● RECORD SET
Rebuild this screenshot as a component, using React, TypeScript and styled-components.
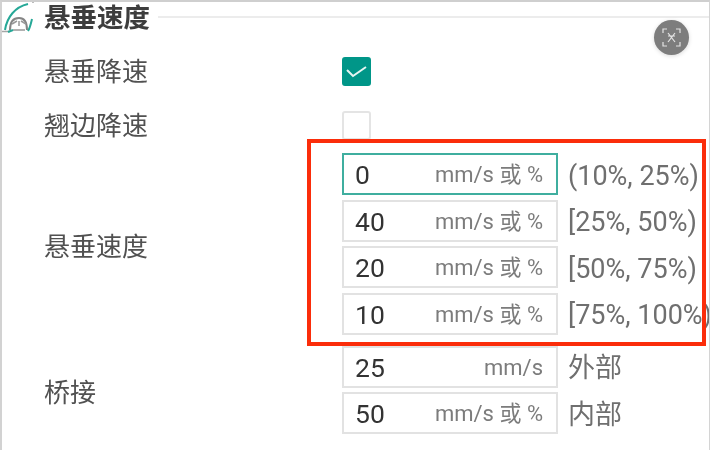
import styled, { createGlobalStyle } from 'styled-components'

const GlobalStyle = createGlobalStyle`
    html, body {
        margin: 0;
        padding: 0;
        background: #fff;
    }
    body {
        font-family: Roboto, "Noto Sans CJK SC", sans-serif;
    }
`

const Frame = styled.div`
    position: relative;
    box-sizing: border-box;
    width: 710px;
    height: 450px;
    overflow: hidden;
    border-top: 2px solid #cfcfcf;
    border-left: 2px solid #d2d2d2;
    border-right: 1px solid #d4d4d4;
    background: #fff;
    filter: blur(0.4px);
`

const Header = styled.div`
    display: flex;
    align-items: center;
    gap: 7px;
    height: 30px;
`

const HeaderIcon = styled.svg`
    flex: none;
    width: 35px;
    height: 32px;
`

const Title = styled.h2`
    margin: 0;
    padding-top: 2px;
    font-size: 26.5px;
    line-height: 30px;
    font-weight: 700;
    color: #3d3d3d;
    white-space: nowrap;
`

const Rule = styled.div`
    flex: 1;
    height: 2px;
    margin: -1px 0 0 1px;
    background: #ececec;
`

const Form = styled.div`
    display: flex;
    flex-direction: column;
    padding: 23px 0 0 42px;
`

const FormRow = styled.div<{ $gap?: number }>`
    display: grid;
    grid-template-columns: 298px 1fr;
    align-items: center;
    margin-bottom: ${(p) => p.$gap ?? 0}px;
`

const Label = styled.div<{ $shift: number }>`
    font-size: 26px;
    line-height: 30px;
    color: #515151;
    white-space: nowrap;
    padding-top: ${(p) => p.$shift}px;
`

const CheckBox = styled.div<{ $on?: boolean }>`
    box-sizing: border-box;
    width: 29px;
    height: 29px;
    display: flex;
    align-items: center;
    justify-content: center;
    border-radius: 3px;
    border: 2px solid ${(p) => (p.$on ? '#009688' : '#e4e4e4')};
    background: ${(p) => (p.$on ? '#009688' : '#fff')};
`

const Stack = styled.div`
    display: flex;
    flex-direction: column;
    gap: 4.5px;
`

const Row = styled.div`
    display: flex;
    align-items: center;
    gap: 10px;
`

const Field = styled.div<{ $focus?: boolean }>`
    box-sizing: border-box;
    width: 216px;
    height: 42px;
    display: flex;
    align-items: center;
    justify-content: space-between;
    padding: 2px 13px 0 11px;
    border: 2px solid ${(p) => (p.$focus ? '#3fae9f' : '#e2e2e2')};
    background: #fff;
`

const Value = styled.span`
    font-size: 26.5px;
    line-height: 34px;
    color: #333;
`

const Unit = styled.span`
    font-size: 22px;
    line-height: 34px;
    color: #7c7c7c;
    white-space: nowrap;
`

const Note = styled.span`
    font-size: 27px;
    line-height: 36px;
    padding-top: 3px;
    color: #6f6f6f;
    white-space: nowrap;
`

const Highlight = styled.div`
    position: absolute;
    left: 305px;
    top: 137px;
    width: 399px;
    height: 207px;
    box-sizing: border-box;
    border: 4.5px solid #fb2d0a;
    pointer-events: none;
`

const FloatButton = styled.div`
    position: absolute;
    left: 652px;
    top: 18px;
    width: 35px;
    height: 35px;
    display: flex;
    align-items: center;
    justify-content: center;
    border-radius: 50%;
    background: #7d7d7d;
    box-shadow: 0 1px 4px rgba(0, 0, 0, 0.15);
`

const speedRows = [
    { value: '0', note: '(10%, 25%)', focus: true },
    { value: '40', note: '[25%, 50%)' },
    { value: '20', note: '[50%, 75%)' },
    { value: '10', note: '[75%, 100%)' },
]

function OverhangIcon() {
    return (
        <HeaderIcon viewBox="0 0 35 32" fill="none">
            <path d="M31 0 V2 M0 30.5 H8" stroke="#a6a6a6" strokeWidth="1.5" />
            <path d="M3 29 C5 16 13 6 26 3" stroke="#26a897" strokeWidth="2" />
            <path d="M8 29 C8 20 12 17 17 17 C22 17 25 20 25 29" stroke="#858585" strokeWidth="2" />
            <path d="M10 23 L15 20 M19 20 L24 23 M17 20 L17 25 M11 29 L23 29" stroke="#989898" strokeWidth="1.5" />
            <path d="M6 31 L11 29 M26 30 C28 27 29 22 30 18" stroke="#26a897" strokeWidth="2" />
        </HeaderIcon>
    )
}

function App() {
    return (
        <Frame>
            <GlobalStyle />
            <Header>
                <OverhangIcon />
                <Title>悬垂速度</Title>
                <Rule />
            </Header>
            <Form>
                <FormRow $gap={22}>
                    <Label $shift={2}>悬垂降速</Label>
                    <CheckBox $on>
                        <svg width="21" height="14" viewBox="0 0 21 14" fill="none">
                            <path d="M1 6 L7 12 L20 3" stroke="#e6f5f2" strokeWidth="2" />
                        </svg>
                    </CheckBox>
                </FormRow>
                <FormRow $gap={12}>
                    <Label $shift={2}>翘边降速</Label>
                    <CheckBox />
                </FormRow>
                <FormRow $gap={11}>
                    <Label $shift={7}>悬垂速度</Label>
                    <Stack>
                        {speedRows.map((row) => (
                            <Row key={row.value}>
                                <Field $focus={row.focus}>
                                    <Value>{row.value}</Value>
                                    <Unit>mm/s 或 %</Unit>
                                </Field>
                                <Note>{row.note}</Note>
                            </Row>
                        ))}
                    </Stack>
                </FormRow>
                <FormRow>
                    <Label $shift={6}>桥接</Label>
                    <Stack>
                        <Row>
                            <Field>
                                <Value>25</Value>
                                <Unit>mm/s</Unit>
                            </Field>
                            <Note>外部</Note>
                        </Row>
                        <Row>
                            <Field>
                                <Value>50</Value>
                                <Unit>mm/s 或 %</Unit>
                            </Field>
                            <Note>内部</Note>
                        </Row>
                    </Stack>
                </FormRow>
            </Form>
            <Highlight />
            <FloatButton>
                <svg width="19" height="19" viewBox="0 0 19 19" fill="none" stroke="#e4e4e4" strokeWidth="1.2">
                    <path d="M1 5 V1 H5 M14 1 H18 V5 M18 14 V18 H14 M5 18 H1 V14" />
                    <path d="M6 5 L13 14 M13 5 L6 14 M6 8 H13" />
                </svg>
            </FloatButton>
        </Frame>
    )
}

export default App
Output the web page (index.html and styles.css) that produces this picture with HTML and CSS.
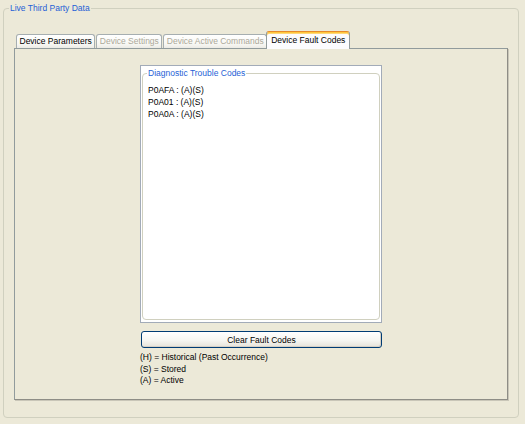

● WHAT TO PRODUCE
Print every entry exactly as written, without the pictures.

● RESULT FOR THIS TASK
Rebuild this screenshot as a component, using React, TypeScript and styled-components.
import styled, { createGlobalStyle } from 'styled-components'

const GlobalStyle = createGlobalStyle`
    html, body {
        margin: 0;
        padding: 0;
        background: #fff;
    }
    body {
        font-family: Roboto, "Noto Sans CJK SC", sans-serif;
    }
`

const Frame = styled.div`
    position: relative;
    box-sizing: border-box;
    width: 710px;
    height: 450px;
    overflow: hidden;
    border-top: 2px solid #cfcfcf;
    border-left: 2px solid #d2d2d2;
    border-right: 1px solid #d4d4d4;
    background: #fff;
    filter: blur(0.4px);
`

const Header = styled.div`
    display: flex;
    align-items: center;
    gap: 7px;
    height: 30px;
`

const HeaderIcon = styled.svg`
    flex: none;
    width: 35px;
    height: 32px;
`

const Title = styled.h2`
    margin: 0;
    padding-top: 2px;
    font-size: 26.5px;
    line-height: 30px;
    font-weight: 700;
    color: #3d3d3d;
    white-space: nowrap;
`

const Rule = styled.div`
    flex: 1;
    height: 2px;
    margin: -1px 0 0 1px;
    background: #ececec;
`

const Form = styled.div`
    display: flex;
    flex-direction: column;
    padding: 23px 0 0 42px;
`

const FormRow = styled.div<{ $gap?: number }>`
    display: grid;
    grid-template-columns: 298px 1fr;
    align-items: center;
    margin-bottom: ${(p) => p.$gap ?? 0}px;
`

const Label = styled.div<{ $shift: number }>`
    font-size: 26px;
    line-height: 30px;
    color: #515151;
    white-space: nowrap;
    padding-top: ${(p) => p.$shift}px;
`

const CheckBox = styled.div<{ $on?: boolean }>`
    box-sizing: border-box;
    width: 29px;
    height: 29px;
    display: flex;
    align-items: center;
    justify-content: center;
    border-radius: 3px;
    border: 2px solid ${(p) => (p.$on ? '#009688' : '#e4e4e4')};
    background: ${(p) => (p.$on ? '#009688' : '#fff')};
`

const Stack = styled.div`
    display: flex;
    flex-direction: column;
    gap: 4.5px;
`

const Row = styled.div`
    display: flex;
    align-items: center;
    gap: 10px;
`

const Field = styled.div<{ $focus?: boolean }>`
    box-sizing: border-box;
    width: 216px;
    height: 42px;
    display: flex;
    align-items: center;
    justify-content: space-between;
    padding: 2px 13px 0 11px;
    border: 2px solid ${(p) => (p.$focus ? '#3fae9f' : '#e2e2e2')};
    background: #fff;
`

const Value = styled.span`
    font-size: 26.5px;
    line-height: 34px;
    color: #333;
`

const Unit = styled.span`
    font-size: 22px;
    line-height: 34px;
    color: #7c7c7c;
    white-space: nowrap;
`

const Note = styled.span`
    font-size: 27px;
    line-height: 36px;
    padding-top: 3px;
    color: #6f6f6f;
    white-space: nowrap;
`

const Highlight = styled.div`
    position: absolute;
    left: 305px;
    top: 137px;
    width: 399px;
    height: 207px;
    box-sizing: border-box;
    border: 4.5px solid #fb2d0a;
    pointer-events: none;
`

const FloatButton = styled.div`
    position: absolute;
    left: 652px;
    top: 18px;
    width: 35px;
    height: 35px;
    display: flex;
    align-items: center;
    justify-content: center;
    border-radius: 50%;
    background: #7d7d7d;
    box-shadow: 0 1px 4px rgba(0, 0, 0, 0.15);
`

const speedRows = [
    { value: '0', note: '(10%, 25%)', focus: true },
    { value: '40', note: '[25%, 50%)' },
    { value: '20', note: '[50%, 75%)' },
    { value: '10', note: '[75%, 100%)' },
]

function OverhangIcon() {
    return (
        <HeaderIcon viewBox="0 0 35 32" fill="none">
            <path d="M31 0 V2 M0 30.5 H8" stroke="#a6a6a6" strokeWidth="1.5" />
            <path d="M3 29 C5 16 13 6 26 3" stroke="#26a897" strokeWidth="2" />
            <path d="M8 29 C8 20 12 17 17 17 C22 17 25 20 25 29" stroke="#858585" strokeWidth="2" />
            <path d="M10 23 L15 20 M19 20 L24 23 M17 20 L17 25 M11 29 L23 29" stroke="#989898" strokeWidth="1.5" />
            <path d="M6 31 L11 29 M26 30 C28 27 29 22 30 18" stroke="#26a897" strokeWidth="2" />
        </HeaderIcon>
    )
}

function App() {
    return (
        <Frame>
            <GlobalStyle />
            <Header>
                <OverhangIcon />
                <Title>悬垂速度</Title>
                <Rule />
            </Header>
            <Form>
                <FormRow $gap={22}>
                    <Label $shift={2}>悬垂降速</Label>
                    <CheckBox $on>
                        <svg width="21" height="14" viewBox="0 0 21 14" fill="none">
                            <path d="M1 6 L7 12 L20 3" stroke="#e6f5f2" strokeWidth="2" />
                        </svg>
                    </CheckBox>
                </FormRow>
                <FormRow $gap={12}>
                    <Label $shift={2}>翘边降速</Label>
                    <CheckBox />
                </FormRow>
                <FormRow $gap={11}>
                    <Label $shift={7}>悬垂速度</Label>
                    <Stack>
                        {speedRows.map((row) => (
                            <Row key={row.value}>
                                <Field $focus={row.focus}>
                                    <Value>{row.value}</Value>
                                    <Unit>mm/s 或 %</Unit>
                                </Field>
                                <Note>{row.note}</Note>
                            </Row>
                        ))}
                    </Stack>
                </FormRow>
                <FormRow>
                    <Label $shift={6}>桥接</Label>
                    <Stack>
                        <Row>
                            <Field>
                                <Value>25</Value>
                                <Unit>mm/s</Unit>
                            </Field>
                            <Note>外部</Note>
                        </Row>
                        <Row>
                            <Field>
                                <Value>50</Value>
                                <Unit>mm/s 或 %</Unit>
                            </Field>
                            <Note>内部</Note>
                        </Row>
                    </Stack>
                </FormRow>
            </Form>
            <Highlight />
            <FloatButton>
                <svg width="19" height="19" viewBox="0 0 19 19" fill="none" stroke="#e4e4e4" strokeWidth="1.2">
                    <path d="M1 5 V1 H5 M14 1 H18 V5 M18 14 V18 H14 M5 18 H1 V14" />
                    <path d="M6 5 L13 14 M13 5 L6 14 M6 8 H13" />
                </svg>
            </FloatButton>
        </Frame>
    )
}

export default App
Output the web page (index.html and styles.css) that produces this picture with HTML and CSS.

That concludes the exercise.